Architects, designers and urban planners are borrowing from natural phenomena as diverse as termite mounds and resilient grapefruits to design smart, sustainable cities
With soaring glass skyscrapers and swaths of concrete, modern cities often seem actively to work against nature, pushing it down and suppressing it rather than working alongside it.
Yet a growing number of progressive architects, designers, engineers, scientists and urban planners are looking to the Earth’s systems for inspiration.
Biomimicry is based on the idea that animals, plants and the Earth’s natural processes are the ultimate engineering feats. The approach looks to replicate nature’s clever ideas, whether it be designing a water collection device with inkjet-printed microdroplets imbued with binding agents, based on the Namib desert beetle’s ability to harvest vapour from fog; or a passively cooled building in the style of a termite mound. Biomimicry stems from the logical conclusion that nature’s systems function well: examples of when they fail are found only in the fossil record.

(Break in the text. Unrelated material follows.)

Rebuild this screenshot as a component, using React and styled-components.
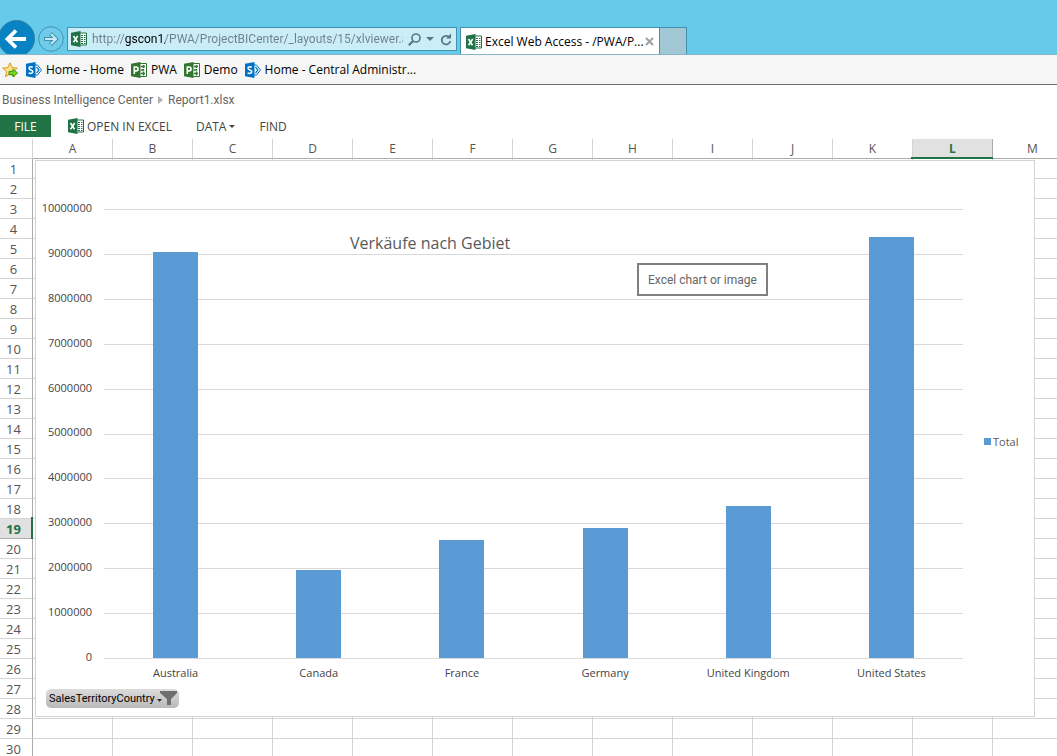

Of course, there is a big gap between marvelling at a spider’s ability to spin a web, and designing a fabric that mimics its selectively sticky properties. And the sheltering tree does not provide the solid cover of a roof to keep out rain. But the glimpses of light and moving shadow the tree casts could offer other benefits, such as negating the need for illumination at specific times of day. A smart building might exploit these.
Dr Cheryl Desha was a panellist at last month’s event Catching up with the Jetsons: Cities in 2050 at the World Science festival in Brisbane. The Queensland University of Technology lecturer in sustainable development foresees a future in which cities are more like natural environments, functional and resilient, protecting inhabitants from weather, pollution and viruses, while minimising their carbon footprint.